## RECORD EXTRACTS
□ □ □ □ □
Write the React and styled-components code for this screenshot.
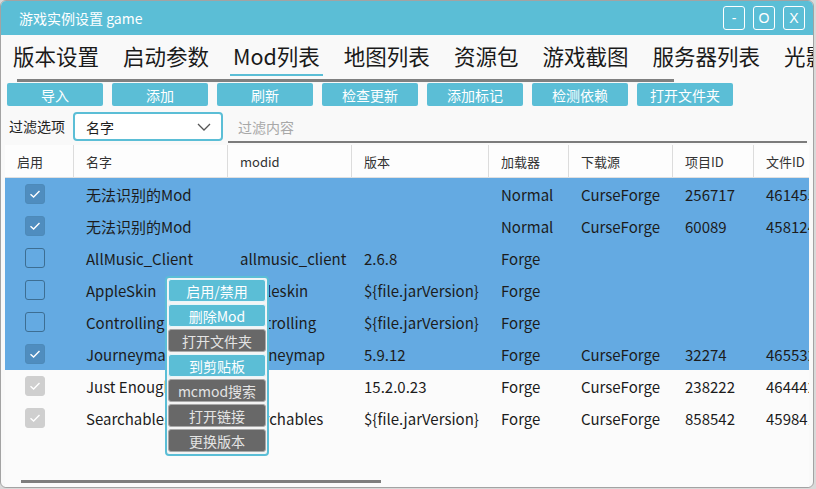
□ □ □ □ □
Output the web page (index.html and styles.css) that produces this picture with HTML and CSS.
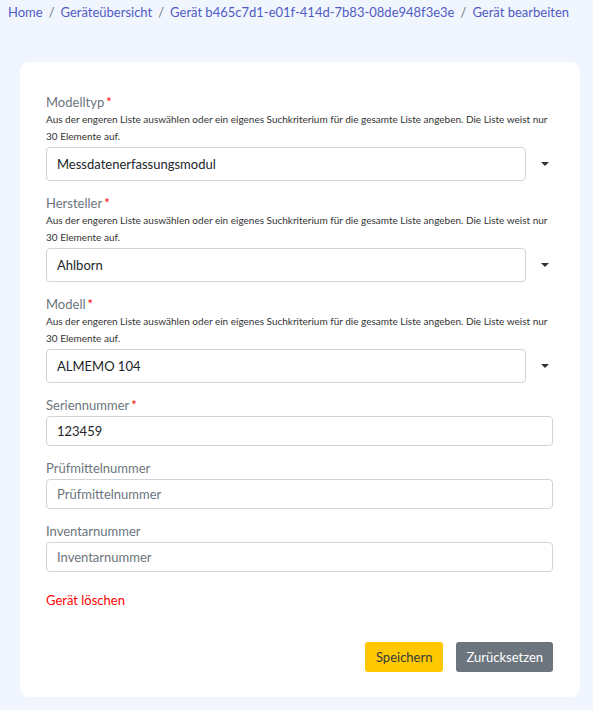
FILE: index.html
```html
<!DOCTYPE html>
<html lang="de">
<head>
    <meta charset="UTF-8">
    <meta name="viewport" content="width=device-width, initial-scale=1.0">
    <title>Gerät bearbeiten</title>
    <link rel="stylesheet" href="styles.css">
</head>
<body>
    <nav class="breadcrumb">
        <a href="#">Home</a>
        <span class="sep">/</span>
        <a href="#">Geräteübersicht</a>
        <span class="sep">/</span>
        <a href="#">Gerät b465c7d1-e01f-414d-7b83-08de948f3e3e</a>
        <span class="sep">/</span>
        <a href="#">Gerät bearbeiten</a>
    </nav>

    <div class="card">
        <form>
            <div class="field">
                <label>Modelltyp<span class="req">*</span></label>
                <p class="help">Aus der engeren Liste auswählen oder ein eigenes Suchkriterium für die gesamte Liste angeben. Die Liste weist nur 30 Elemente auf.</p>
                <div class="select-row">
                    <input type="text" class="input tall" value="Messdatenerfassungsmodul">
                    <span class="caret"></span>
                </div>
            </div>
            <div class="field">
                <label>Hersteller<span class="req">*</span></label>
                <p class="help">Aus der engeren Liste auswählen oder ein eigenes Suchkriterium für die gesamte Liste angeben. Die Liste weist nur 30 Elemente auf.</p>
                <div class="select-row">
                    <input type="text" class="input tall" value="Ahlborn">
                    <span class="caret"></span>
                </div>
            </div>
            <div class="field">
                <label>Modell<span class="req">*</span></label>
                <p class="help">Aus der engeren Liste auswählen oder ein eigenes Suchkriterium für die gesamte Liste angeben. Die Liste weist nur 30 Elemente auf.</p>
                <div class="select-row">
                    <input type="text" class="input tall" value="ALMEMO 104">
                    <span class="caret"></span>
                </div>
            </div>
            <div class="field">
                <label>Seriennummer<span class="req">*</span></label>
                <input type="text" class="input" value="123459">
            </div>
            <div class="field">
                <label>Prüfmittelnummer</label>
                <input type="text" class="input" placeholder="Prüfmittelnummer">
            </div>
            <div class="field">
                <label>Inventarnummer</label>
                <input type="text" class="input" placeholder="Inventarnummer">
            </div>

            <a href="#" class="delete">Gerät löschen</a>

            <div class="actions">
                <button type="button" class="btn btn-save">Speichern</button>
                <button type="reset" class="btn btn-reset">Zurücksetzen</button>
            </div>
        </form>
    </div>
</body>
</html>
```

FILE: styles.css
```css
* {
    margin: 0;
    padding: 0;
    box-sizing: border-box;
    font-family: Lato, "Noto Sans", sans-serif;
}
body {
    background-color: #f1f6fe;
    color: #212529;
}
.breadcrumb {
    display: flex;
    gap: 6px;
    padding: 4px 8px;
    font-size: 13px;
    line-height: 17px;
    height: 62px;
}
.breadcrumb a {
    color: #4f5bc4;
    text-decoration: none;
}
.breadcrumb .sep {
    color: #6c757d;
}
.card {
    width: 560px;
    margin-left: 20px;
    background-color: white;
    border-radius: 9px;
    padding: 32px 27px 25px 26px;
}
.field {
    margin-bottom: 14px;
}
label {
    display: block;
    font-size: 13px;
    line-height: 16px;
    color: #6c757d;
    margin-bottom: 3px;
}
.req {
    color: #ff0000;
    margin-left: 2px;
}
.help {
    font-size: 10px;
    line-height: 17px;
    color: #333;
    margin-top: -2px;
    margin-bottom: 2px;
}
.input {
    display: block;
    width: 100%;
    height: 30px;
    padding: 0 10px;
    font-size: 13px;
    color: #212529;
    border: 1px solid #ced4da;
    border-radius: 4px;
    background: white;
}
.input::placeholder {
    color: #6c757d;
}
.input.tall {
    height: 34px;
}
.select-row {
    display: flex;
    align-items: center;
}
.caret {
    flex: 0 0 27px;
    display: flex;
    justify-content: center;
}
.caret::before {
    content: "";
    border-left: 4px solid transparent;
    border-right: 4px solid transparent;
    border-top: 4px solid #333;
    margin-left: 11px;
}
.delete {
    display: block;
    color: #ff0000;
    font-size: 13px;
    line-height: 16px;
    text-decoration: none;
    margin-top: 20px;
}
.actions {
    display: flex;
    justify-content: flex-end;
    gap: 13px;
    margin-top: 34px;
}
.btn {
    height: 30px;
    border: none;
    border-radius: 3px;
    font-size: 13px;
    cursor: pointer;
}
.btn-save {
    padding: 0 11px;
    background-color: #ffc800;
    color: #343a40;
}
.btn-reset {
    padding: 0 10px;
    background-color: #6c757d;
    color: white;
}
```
□ □ □ □ □
## EXERCISE DESCRIPTION
Tally up how many lines in the preceding listing contain the word "index". Give nothing but the number.

## WRITTEN SOLUTION
2